Merilahti Kristiina | Finland | 09/16/2003
(5 out of 5 stars)

"1961 Brel was at his best, the most famous ones of his songs had been done and he didn't suffer yet from his obsessive smoking, which later caused losing a big part of his lungs and finally his death in 1978. Listening to this it's easy to understand, why he moved so easily from singing to acting: these are plays, not songs, and Brel is the entire cast. He reigns the stage so, that you hardly notice the audience - but can feel their enthusiasm - or the music, which is excellent, though, the players clearly know how to work with Brel. In this collection you find such masterpieces as 'Quand on n'a que l'amour', 'Bourgeois' and (in my opinion) the best version of 'Ne me quitte pas'. Performing live Brel makes clear, that 'Ne me quitte pas' isn't just an infinitely beautiful song, but also very painful, even cruel. Towards the end he becomes just as small and weak and pathetic as in the lyrics - and for his next song performs 'Moribonde' with all the panache and audacity and power he had. 'Seasons in the sun' is - by the way - a horrible distortion of this song.

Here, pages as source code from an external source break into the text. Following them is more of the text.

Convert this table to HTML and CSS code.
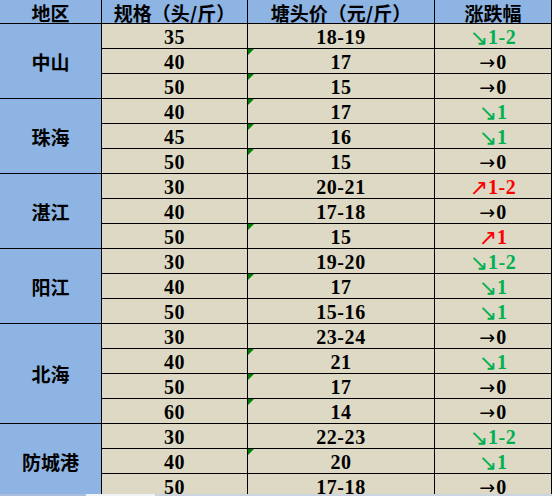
FILE: index.html
```html
<!DOCTYPE html>
<html lang="zh">
<head>
<meta charset="utf-8">
<link rel="stylesheet" href="styles.css">
</head>
<body>
<div class="sheet">
  <div class="c h">地区</div>
  <div class="c h">规格（头/斤）</div>
  <div class="c h">塘头价（元/斤）</div>
  <div class="c h">涨跌幅</div>

  <div class="c region r3">中山</div>
  <div class="c n">35</div><div class="c n">18-19</div><div class="c n down"><span class="ar dg">↘</span>1-2</div>
  <div class="c n">40</div><div class="c n tri">17</div><div class="c n"><span class="ar">→</span>0</div>
  <div class="c n">50</div><div class="c n tri">15</div><div class="c n"><span class="ar">→</span>0</div>

  <div class="c region r3">珠海</div>
  <div class="c n">40</div><div class="c n tri">17</div><div class="c n down"><span class="ar dg">↘</span>1</div>
  <div class="c n">45</div><div class="c n tri">16</div><div class="c n down"><span class="ar dg">↘</span>1</div>
  <div class="c n">50</div><div class="c n tri">15</div><div class="c n"><span class="ar">→</span>0</div>

  <div class="c region r3">湛江</div>
  <div class="c n">30</div><div class="c n">20-21</div><div class="c n up"><span class="ar dg">↗</span>1-2</div>
  <div class="c n">40</div><div class="c n">17-18</div><div class="c n"><span class="ar">→</span>0</div>
  <div class="c n">50</div><div class="c n tri">15</div><div class="c n up"><span class="ar dg">↗</span>1</div>

  <div class="c region r3">阳江</div>
  <div class="c n">30</div><div class="c n">19-20</div><div class="c n down"><span class="ar dg">↘</span>1-2</div>
  <div class="c n">40</div><div class="c n tri">17</div><div class="c n down"><span class="ar dg">↘</span>1</div>
  <div class="c n">50</div><div class="c n">15-16</div><div class="c n down"><span class="ar dg">↘</span>1</div>

  <div class="c region r4">北海</div>
  <div class="c n">30</div><div class="c n">23-24</div><div class="c n"><span class="ar">→</span>0</div>
  <div class="c n">40</div><div class="c n tri">21</div><div class="c n down"><span class="ar dg">↘</span>1</div>
  <div class="c n">50</div><div class="c n tri">17</div><div class="c n"><span class="ar">→</span>0</div>
  <div class="c n">60</div><div class="c n tri">14</div><div class="c n"><span class="ar">→</span>0</div>

  <div class="c region r3">防城港</div>
  <div class="c n">30</div><div class="c n">22-23</div><div class="c n down"><span class="ar dg">↘</span>1-2</div>
  <div class="c n">40</div><div class="c n tri">20</div><div class="c n down"><span class="ar dg">↘</span>1</div>
  <div class="c n">50</div><div class="c n">17-18</div><div class="c n"><span class="ar">→</span>0</div>
</div>
<div class="scrollbar"><span class="s1"></span><span class="s2"></span><span class="s3"></span></div>
</body>
</html>
```
FILE: styles.css
```css
html, body {
  margin: 0;
  padding: 0;
  width: 552px;
  height: 496px;
  overflow: hidden;
  background: #ffffff;
}
body { position: relative; }

.sheet {
  display: grid;
  grid-template-columns: 102px 146px 187px 117px;
  grid-auto-rows: 25px;
  grid-template-rows: 24px;
  width: 552px;
}

.c {
  box-sizing: border-box;
  border-right: 1px solid #000;
  border-bottom: 1px solid #000;
  display: flex;
  align-items: center;
  justify-content: center;
  white-space: nowrap;
  position: relative;
}

.h {
  background: #8db4e2;
  font-family: "Noto Sans CJK SC", sans-serif;
  font-weight: 700;
  font-size: 19px;
  color: #000;
  padding-top: 1px;
}

.region {
  background: #8db4e2;
  font-family: "Noto Sans CJK SC", sans-serif;
  font-weight: 700;
  font-size: 19px;
  color: #000;
}
.r3 { grid-row: span 3; }
.r4 { grid-row: span 4; }

.n {
  background: #ddd9c4;
  font-family: "Liberation Serif", "Noto Sans CJK SC", serif;
  font-weight: 700;
  font-size: 20px;
  letter-spacing: 0.6px;
  color: #000;
  padding-top: 2px;
}

.ar {
  font-family: "DejaVu Sans", sans-serif;
  font-weight: 400;
  font-size: 19px;
  letter-spacing: 0;
  margin-right: 1px;
}
.ar.dg {
  font-size: 22px;
  margin-right: 0;
}

.down { color: #00b050; }
.up { color: #ff0000; }

.tri::before {
  content: "";
  position: absolute;
  left: 0;
  top: 0;
  border-top: 6px solid #008000;
  border-right: 6px solid transparent;
}

.scrollbar {
  position: absolute;
  left: 0;
  bottom: 0;
  width: 552px;
  height: 2px;
  display: flex;
}
.s1 { width: 86px; background: #a9bfdd; }
.s2 { width: 69px; background: #f2f4f7; }
.s3 { flex: 1; background: #ccd5e2; }
```
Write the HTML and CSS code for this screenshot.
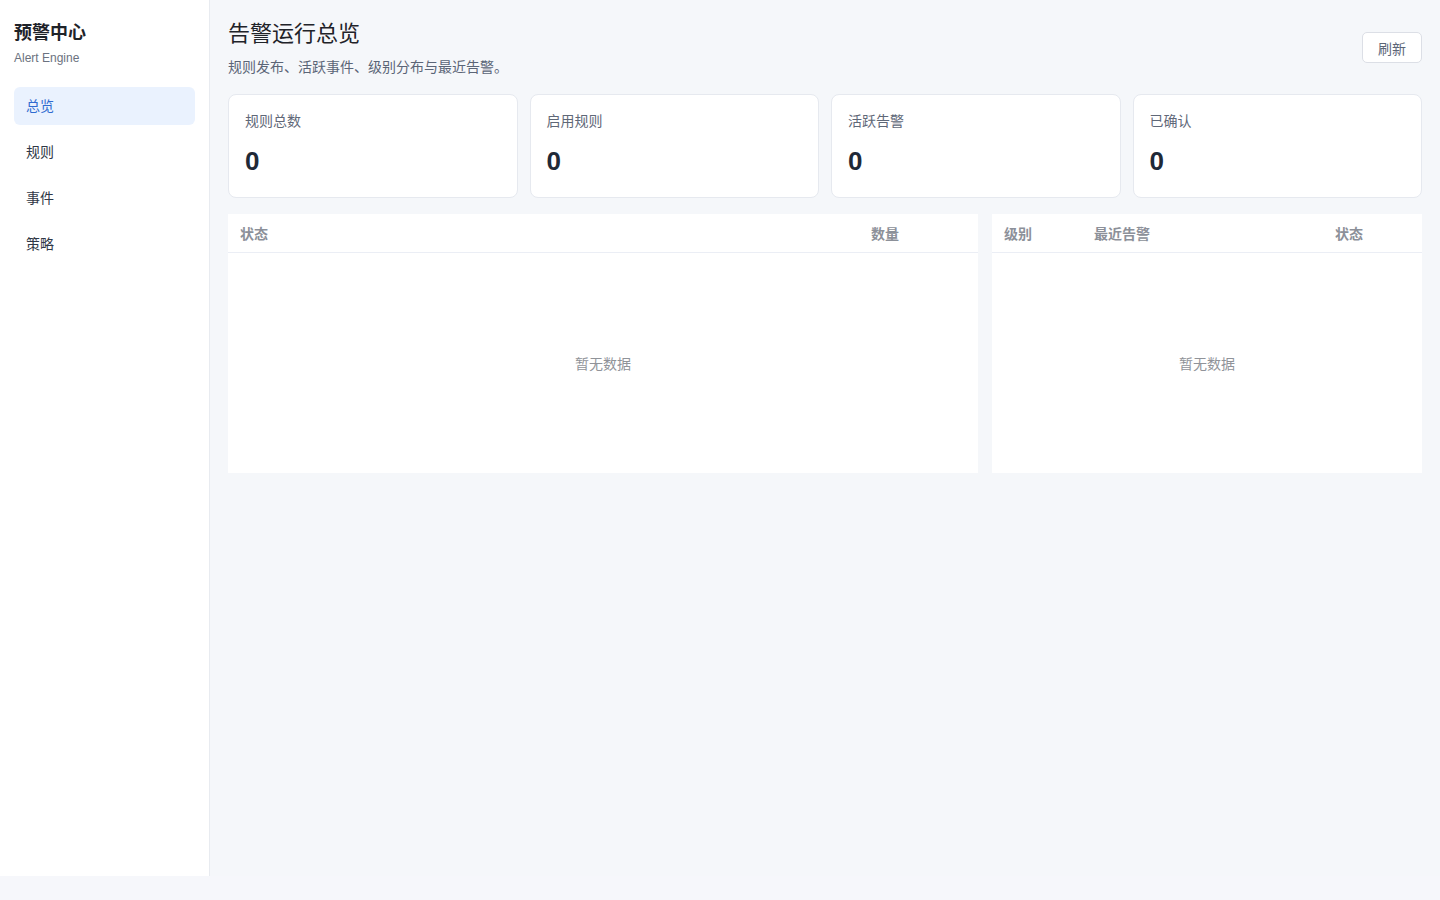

This isn't a sentimental song, he says goodbye to his friends and enemies and to his wife's lover and his wife as someone, who is on top of the situation. 'And I want people to sing and dance and have fun like fools, when they drop me into the ditch' is about what he sings in the refrain. (Sorry if it isn't quite right, neither English nor French are my native languages...) And after that he goes on to 'Quand on n'a que l'amour', something completely different. Brel is at his best in 'Ivrogne' describing how and why the man gets drunk and drowns in his illusions - knowing them to be only illusions. His disappointment in life and in himself and people around him and the obstinate will to have fun and a moment of escape couldn't be better portrayed. 'Statue' is related to this, a man confessing what he really is, though people come and point at his statue saying noble things about him. 'I wish the children wouldn't look at me...' Maybe Brel was a swine in real life (of which I've never wanted to know much about) but he was never blind.This record shows what made him great, different from any other performers and songwriters. The first time I heard him I was confused and thought: this isn't really singing - though I can follow the tune, so he must be singing. It was always more."